Islamic patterns are created to lead the viewer to an understanding of the underlying reality, rather than being mere decoration, as writers interested only in pattern sometimes imply. In Islamic culture, the patterns are believed to be the bridge to the spiritual realm, the instrument to purify the mind and the soul. It is said that their the aim was to transfigure, turning mosques “into lightness and pattern”, while the decorated pages of a Qur’an can become windows onto the infinite.


Floral Patterns in Islamic Decoration

Islamic artists habitually employed flowers and trees as decorative motifs for the embellishment of cloth, objects, personal items and buildings. Their designs were inspired by international as well as local techniques. For instance, Mughal architectural decoration was inspired by European botanical artists, as well as by traditional Persian and Indian flora.

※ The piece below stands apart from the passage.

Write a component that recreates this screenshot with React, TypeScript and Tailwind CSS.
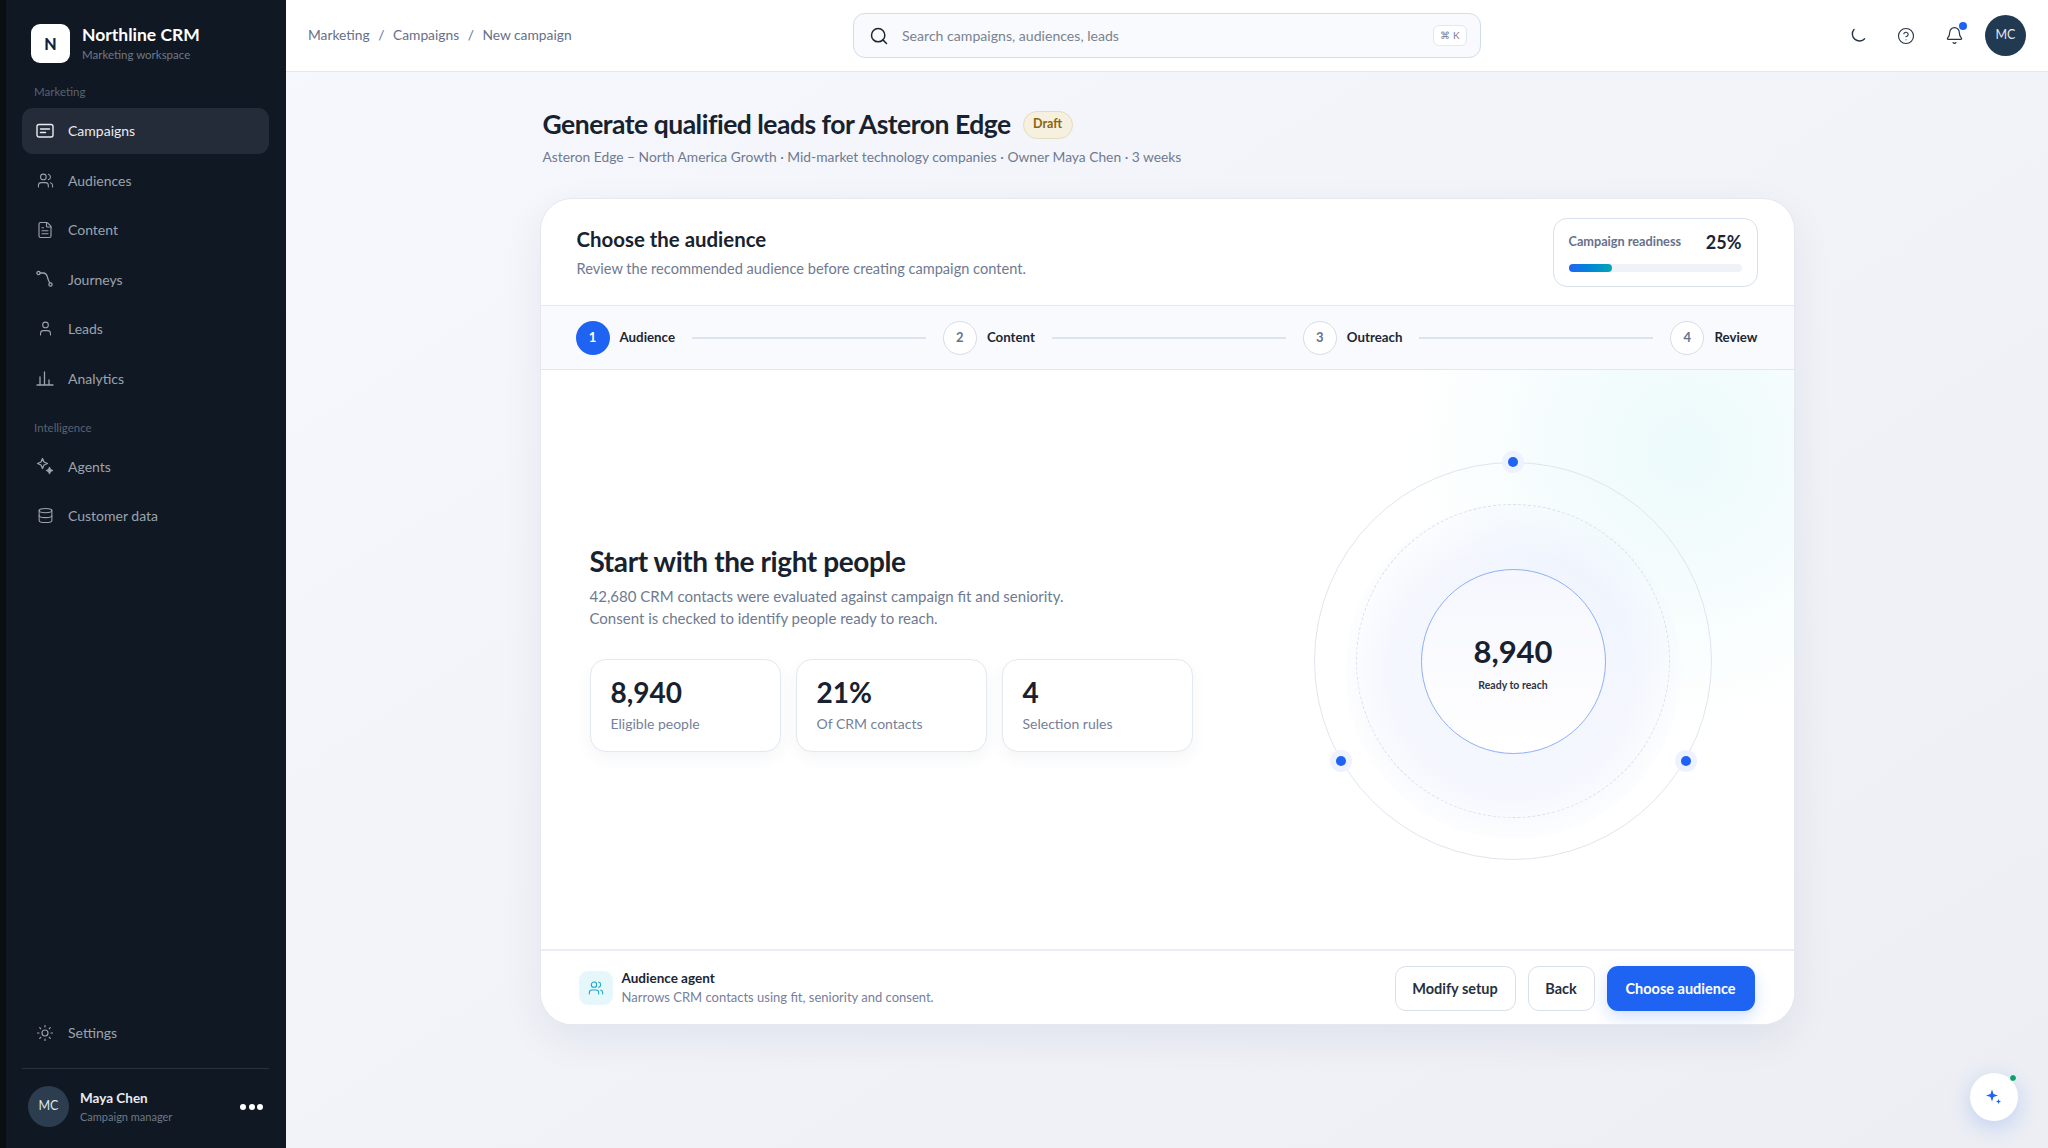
import React from 'react'
import { Users, FileText, User, Database, Sun, Search, CircleHelp, Bell } from 'lucide-react'

const CampaignIcon = () => (
  <svg width="18" height="18" viewBox="0 0 18 18" fill="none" stroke="currentColor" strokeWidth="1.4" strokeLinecap="round">
    <rect x="1" y="2.5" width="16" height="12.5" rx="2" />
    <path d="M4.5 7h9M4.5 10.5h5" />
  </svg>
)

const JourneyIcon = () => (
  <svg width="18" height="18" viewBox="0 0 18 18" fill="none" stroke="currentColor" strokeWidth="1.3" strokeLinecap="round">
    <circle cx="2.5" cy="3" r="1.6" />
    <circle cx="14.5" cy="14.5" r="1.6" />
    <path d="M4.2 3h3.3c2.5 0 3 1.2 3.7 3.4l1 3.2c.3 1 .8 2 1.6 3.2" />
  </svg>
)

const AnalyticsIcon = () => (
  <svg width="18" height="18" viewBox="0 0 18 18" fill="none" stroke="currentColor" strokeWidth="1.3" strokeLinecap="round">
    <path d="M1 16h16M4 16V8M8.5 16V3M13 16v-5" />
  </svg>
)

const AgentsIcon = () => (
  <svg width="18" height="18" viewBox="0 0 18 18" fill="none" stroke="currentColor" strokeWidth="1.3" strokeLinejoin="round">
    <path d="M6.5 1.500 8 5l3.500 1.500L8 8 6.500 11.500 5 8 1.500 6.500 5 5z" />
    <path d="M13.500 10.500l.9 2.100 2.100.9-2.100.9-.9 2.100-.9-2.100-2.100-.9 2.100-.9z" fill="currentColor" />
  </svg>
)

const MoonIcon = () => (
  <svg width="16" height="16" viewBox="0 0 16 16" fill="none" stroke="currentColor" strokeWidth="1.4" strokeLinecap="round">
    <path d="M3 1.500C1.600 3 1 4.600 1.400 6.800 2 10.600 5.300 13.200 9 13c2-.1 3.500-1 4.600-2.300" />
  </svg>
)

const SparkleFab = () => (
  <svg width="18" height="18" viewBox="0 0 18 18" fill="#1f63f2">
    <path d="M7 1.500 8.500 6 13 7.500 8.500 9 7 13.500 5.500 9 1 7.500 5.500 6z" />
    <path d="M13.500 11l.7 1.800 1.800.7-1.800.7-.7 1.800-.7-1.800-1.800-.7 1.800-.7z" />
  </svg>
)

const NavItem = ({ icon, label, active }: { icon: React.ReactNode; label: string; active?: boolean }) => (
  <div className={`flex h-[46px] items-center gap-[14px] rounded-[11px] pb-[1px] pl-[14px] text-[14px] ${active ? 'bg-[#252c39] text-[#e8ebf0]' : 'text-[#9ca3ad]'}`}>
    <span className="flex w-[18px] justify-center">{icon}</span>
    <span>{label}</span>
  </div>
)

const Stat = ({ value, label }: { value: string; label: string }) => (
  <div className="flex h-[93px] w-[191px] flex-col rounded-[16px] border border-[#e3e8f1] bg-white pl-[20px] pt-[13px] shadow-[0_6px_16px_rgba(30,50,90,0.05)]">
    <div className="text-[28px] font-bold leading-[38px] text-[#17212f]">{value}</div>
    <div className="mt-[4px] text-[14px] leading-[18px] text-[#76809a]">{label}</div>
  </div>
)

const Step = ({ n, label, active }: { n: number; label: string; active?: boolean }) => (
  <div className="flex items-center gap-[10px]">
    <div className={`flex h-[34px] w-[34px] items-center justify-center rounded-full text-[13px] font-bold ${active ? 'bg-[#1f63f2] text-white' : 'border border-[#d6dde9] bg-white text-[#67718a]'}`}>{n}</div>
    <span className="text-[13.3px] font-bold text-[#1d2735]">{label}</span>
  </div>
)

const StepLine = () => <div className="h-[2px] flex-1 bg-[#dde3ee]" />

const Dot = ({ pos }: { pos: string }) => (
  <div className={`absolute flex h-[22px] w-[22px] items-center justify-center rounded-full bg-[#edf2fe] ${pos}`}>
    <div className="h-[10px] w-[10px] rounded-full bg-[#1f63f2]" />
  </div>
)

export default function App() {
  return (
    <div className="flex h-[1148px] w-[2048px] overflow-hidden bg-[#f4f6fb] font-['Lato',sans-serif]">
      <aside className="flex h-full w-[286px] shrink-0 flex-col border-l-[6px] border-[#0a0e13] bg-[#101823] pl-[16px] pr-[17px] pt-[24px]">
        <div className="flex items-center gap-[12px] pl-[9px]">
          <div className="flex h-[39px] w-[39px] items-center justify-center rounded-[9px] bg-white text-[16px] font-black text-[#14233a]">N</div>
          <div>
            <div className="text-[17.5px] font-bold leading-[22px] text-white">Northline CRM</div>
            <div className="mt-[1px] text-[11.5px] leading-[16px] text-[#6f7886]">Marketing workspace</div>
          </div>
        </div>
        <div className="mb-[8px] mt-[21px] pl-[12px] text-[11.5px] leading-[16px] text-[#59626f]">Marketing</div>
        <nav className="flex flex-col gap-[3.5px]">
          <NavItem active icon={<CampaignIcon />} label="Campaigns" />
          <NavItem icon={<Users size={17} strokeWidth={1.5} />} label="Audiences" />
          <NavItem icon={<FileText size={18} strokeWidth={1.5} />} label="Content" />
          <NavItem icon={<JourneyIcon />} label="Journeys" />
          <NavItem icon={<User size={17} strokeWidth={1.5} />} label="Leads" />
          <NavItem icon={<AnalyticsIcon />} label="Analytics" />
        </nav>
        <div className="mb-[8px] mt-[18px] pl-[12px] text-[11.5px] leading-[16px] text-[#59626f]">Intelligence</div>
        <nav className="flex flex-col gap-[3.5px]">
          <NavItem icon={<AgentsIcon />} label="Agents" />
          <NavItem icon={<Database size={17} strokeWidth={1.5} />} label="Customer data" />
        </nav>
        <div className="mt-auto">
          <NavItem icon={<Sun size={18} strokeWidth={1.5} />} label="Settings" />
          <div className="mt-[12px] h-px bg-[#2b323d]" />
          <div className="flex h-[79px] items-center pb-[4px] pl-[6px]">
            <div className="flex h-[41px] w-[41px] items-center justify-center rounded-full bg-[#2d3d50] text-[12.5px] text-[#dfe4ea]">MC</div>
            <div className="ml-[11px] flex-1">
              <div className="text-[13.5px] font-bold leading-[18px] text-[#e8ebf0]">Maya Chen</div>
              <div className="mt-[2px] text-[11px] leading-[15px] text-[#6f7886]">Campaign manager</div>
            </div>
            <div className="flex gap-[2.5px] pr-[6px]">
              <span className="h-[6px] w-[6px] rounded-full bg-white" />
              <span className="h-[6px] w-[6px] rounded-full bg-white" />
              <span className="h-[6px] w-[6px] rounded-full bg-white" />
            </div>
          </div>
        </div>
      </aside>

      <div className="flex h-full flex-1 flex-col bg-gradient-to-br from-[#f6f8fd] to-[#eceef3]">
        <header className="flex h-[72px] shrink-0 items-center border-b border-[#e2e7f0] bg-white pl-[22px] pr-[22px]">
          <div className="flex w-[545px] items-center gap-[8.5px] text-[13.8px] text-[#66708a]">
            <span>Marketing</span>
            <span>/</span>
            <span>Campaigns</span>
            <span>/</span>
            <span>New campaign</span>
          </div>
          <div className="flex h-[45px] w-[628px] items-center rounded-[12px] border border-[#d3dcea] bg-[#f9fafd] pl-[15px] pr-[13px]">
            <Search size={20} strokeWidth={1.8} className="text-[#1b2534]" />
            <span className="ml-[13px] flex-1 text-[14.1px] text-[#79828f]">Search campaigns, audiences, leads</span>
            <div className="flex h-[21px] w-[34px] items-center justify-center rounded-[6px] border border-[#e2e7f0] bg-white text-[10px] text-[#77808f]">⌘ K</div>
          </div>
          <div className="ml-[auto] flex items-center">
            <span className="ml-[2px] text-[#2a3442]"><MoonIcon /></span>
            <span className="ml-[30px] text-[#2a3442]"><CircleHelp size={18} strokeWidth={1.5} /></span>
            <span className="relative ml-[30px] text-[#2a3442]">
              <Bell size={19} strokeWidth={1.5} />
              <span className="absolute -right-[3px] -top-[4px] h-[8px] w-[8px] rounded-full bg-[#1f63f2]" />
            </span>
            <div className="ml-[21px] flex h-[41px] w-[41px] items-center justify-center rounded-full bg-[#213a52] text-[12.5px] text-[#e3e8ee]">MC</div>
          </div>
        </header>

        <main className="relative flex-1">
          <div className="mx-auto w-[1255px] pt-[34px]">
            <div className="flex items-center gap-[12px] pl-[3px]">
              <h1 className="text-[26.5px] font-bold leading-[36px] tracking-[-0.5px] text-[#18222f]">Generate qualified leads for Asteron Edge</h1>
              <span className="mt-[1px] flex h-[28px] w-[50px] items-center justify-center rounded-full border border-[#e6dcc0] bg-[#f6f0de] text-[12.5px] font-bold text-[#8a6412]">Draft</span>
            </div>
            <p className="mt-[5px] pl-[3px] text-[13.8px] leading-[20px] text-[#6f7a90]">Asteron Edge – North America Growth · Mid-market technology companies · Owner Maya Chen · 3 weeks</p>

            <section className="mt-[31px] flex h-[827px] flex-col overflow-hidden rounded-[32px] border border-[#e4e8f0] bg-white shadow-[0_14px_40px_rgba(30,45,80,0.07)]">
              <div className="flex h-[107px] shrink-0 items-start justify-between border-b border-[#e3e7ef] pl-[36px] pr-[36px] pt-[19px]">
                <div>
                  <h2 className="mt-[1px] text-[20.4px] font-bold leading-[40px] text-[#18222f]">Choose the audience</h2>
                  <p className="text-[14.6px] leading-[20px] text-[#6f7a90]">Review the recommended audience before creating campaign content.</p>
                </div>
                <div className="h-[69px] w-[205px] rounded-[14px] border border-[#d8e0ec] bg-white px-[15px] pt-[12px]">
                  <div className="flex items-center justify-between">
                    <span className="text-[12.7px] font-bold text-[#67718a]">Campaign readiness</span>
                    <span className="text-[18px] font-bold leading-[22px] text-[#1b2534]">25%</span>
                  </div>
                  <div className="mt-[11px] h-[8px] w-full rounded-full bg-[#eff3f7]">
                    <div className="h-full w-1/4 rounded-full bg-gradient-to-r from-[#1f63f2] to-[#06a5b3]" />
                  </div>
                </div>
              </div>

              <div className="flex h-[64px] shrink-0 items-center gap-[17px] border-b border-[#e3e7ef] bg-[#f9fafd] pl-[35px] pr-[36px]">
                <Step active n={1} label="Audience" />
                <StepLine />
                <Step n={2} label="Content" />
                <StepLine />
                <Step n={3} label="Outreach" />
                <StepLine />
                <Step n={4} label="Review" />
              </div>

              <div className="relative flex flex-1 items-start overflow-hidden bg-white">
                <div className="absolute -right-[170px] -top-[200px] h-[560px] w-[560px] rounded-full bg-[radial-gradient(circle,rgba(205,242,245,0.38)_0%,rgba(255,255,255,0)_70%)]" />
                <div className="relative z-10 pl-[49px] pt-[171px]">
                  <h3 className="text-[28px] font-bold leading-[40px] tracking-[-0.4px] text-[#18222f]">Start with the right people</h3>
                  <p className="mt-[4px] text-[15px] leading-[22px] text-[#6f7a90]">42,680 CRM contacts were evaluated against campaign fit and seniority.<br />Consent is checked to identify people ready to reach.</p>
                  <div className="mt-[30px] flex gap-[15px]">
                    <Stat value="8,940" label="Eligible people" />
                    <Stat value="21%" label="Of CRM contacts" />
                    <Stat value="4" label="Selection rules" />
                  </div>
                </div>

                {/* audience rings */}
                <div className="absolute left-[773px] top-[92px] h-[398px] w-[398px] rounded-full border border-[#e0e5ee]">
                  <div className="absolute left-[30px] top-[40px] h-[336px] w-[336px] rounded-full bg-[radial-gradient(circle,rgba(232,236,253,0.45)_50%,rgba(240,243,254,0.12)_72%,rgba(255,255,255,0)_95%)]" />
                  <div className="absolute left-[41px] top-[41px] h-[314px] w-[314px] rounded-full border border-dashed border-[#d9dfe9]" />
                  <div className="absolute left-[106px] top-[106px] flex h-[185px] w-[185px] flex-col items-center rounded-full border border-[#8fb0f5] bg-gradient-to-b from-[#f6f7fe] to-white pt-[61px]">
                    <div className="text-[31px] font-bold leading-[40px] text-[#17212f]">8,940</div>
                    <div className="mt-[7px] text-[10.5px] font-bold leading-[14px] text-[#2a3442]">Ready to reach</div>
                  </div>
                  <Dot pos="left-[187px] -top-[12px]" />
                  <Dot pos="left-[15px] top-[287px]" />
                  <Dot pos="left-[360px] top-[287px]" />
                </div>
              </div>

              <div className="flex h-[75px] shrink-0 items-center border-t-2 border-[#e9ecf3] bg-white pl-[38px] pr-[39px]">
                <div className="flex h-[34px] w-[34px] items-center justify-center rounded-[9px] bg-[#e6f7fc] text-[#1aa9c4]">
                  <Users size={16} strokeWidth={1.6} />
                </div>
                <div className="ml-[9px] flex-1">
                  <div className="text-[13.5px] font-bold leading-[18px] text-[#1b2534]">Audience agent</div>
                  <div className="mt-[1px] text-[13px] leading-[18px] text-[#76809a]">Narrows CRM contacts using fit, seniority and consent.</div>
                </div>
                <div className="mt-[2px] flex gap-[12px] text-[14.5px] font-bold">
                  <div className="flex h-[45px] w-[121px] items-center justify-center rounded-[11px] border border-[#d8e0ec] text-[#263140]">Modify setup</div>
                  <div className="flex h-[45px] w-[67px] items-center justify-center rounded-[11px] border border-[#d8e0ec] text-[#263140]">Back</div>
                  <div className="flex h-[45px] w-[148px] items-center justify-center rounded-[11px] bg-[#1f63f2] text-white shadow-[0_6px_16px_rgba(31,99,242,0.2)]">Choose audience</div>
                </div>
              </div>
            </section>
          </div>

          <div className="absolute bottom-[27px] right-[30px] flex h-[48px] w-[48px] items-center justify-center rounded-full bg-white shadow-[0_6px_22px_rgba(31,99,242,0.22)]">
            <SparkleFab />
            <span className="absolute right-[1px] top-[1px] box-content h-[6px] w-[6px] rounded-full border-[1.5px] border-white bg-[#0f9d6e]" />
          </div>
        </main>
      </div>
    </div>
  )
}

A highly ornate as well as intricate art form, floral designs were often used as the basis for “infinite pattern” type decoration, using arabesques and covering an entire surface. The infinite rhythms conveyed by the repetition of curved lines, produces a relaxing, calming effect, which can be modified and enhanced by variations of line, color and texture. Sometimes the ornate would be emphasized, and floral designs would be applied to tablets or panels of white marble, in the form of rows of plants finely carved in low relief, along with multi-colored inlays of precious stones


Ornamentation of Surfaces Dissolves Matter

One of the most fundamental principles of the Islamic style deriving from the same basic idea is the dissolution of matter. The idea of transformation, therefore, is of utmost importance. The ornamentation of surfaces of any kind in any medium with the infinite pattern serves the same purpose – to disguise and ‘dissolve’ the matter, whether it be monumental architecture or a small gold box. The result is a world which is not a reflection of the actual object, but that of the superimposed element that serves to transcend the momentary and limited individual appearance of a work of art drawing it into the greater and solely valid realm of infinite and continuous being.